Executive recommendations for logistics AI transformation
First, treat fragmented operational data as a decision architecture issue, not merely a reporting issue. If the enterprise only consolidates dashboards without redesigning workflows, latency and inconsistency will persist. The target state should be connected operational intelligence that supports execution, planning, and financial alignment.
Second, prioritize high-friction workflows where fragmentation creates measurable cost or service exposure. Typical starting points include shipment exception management, inventory reconciliation, procurement coordination, dock scheduling, and order-to-cash visibility. These areas often deliver early ROI because they combine clear pain points with cross-functional relevance.
Third, modernize ERP as part of the AI strategy. Logistics AI will underperform if ERP remains a closed transactional system disconnected from real-time operational signals. Enterprises should invest in interoperable data services, event integration, and AI copilots that improve access to governed operational context.

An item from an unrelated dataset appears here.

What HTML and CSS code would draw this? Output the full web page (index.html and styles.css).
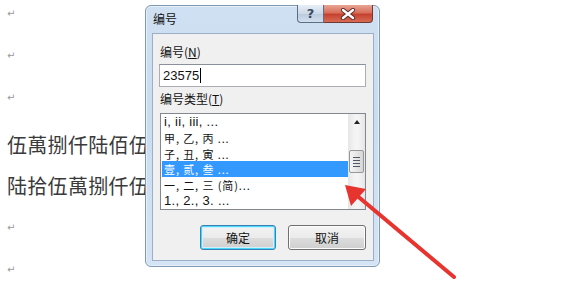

Finally, build for resilience and scale from the outset. That means governance-led deployment, reusable workflow orchestration, secure AI infrastructure, and measurable operating metrics such as exception cycle time, forecast accuracy, inventory variance, service-level adherence, and decision latency. The strongest logistics AI programs are not defined by the number of models deployed, but by the consistency with which they improve enterprise operations.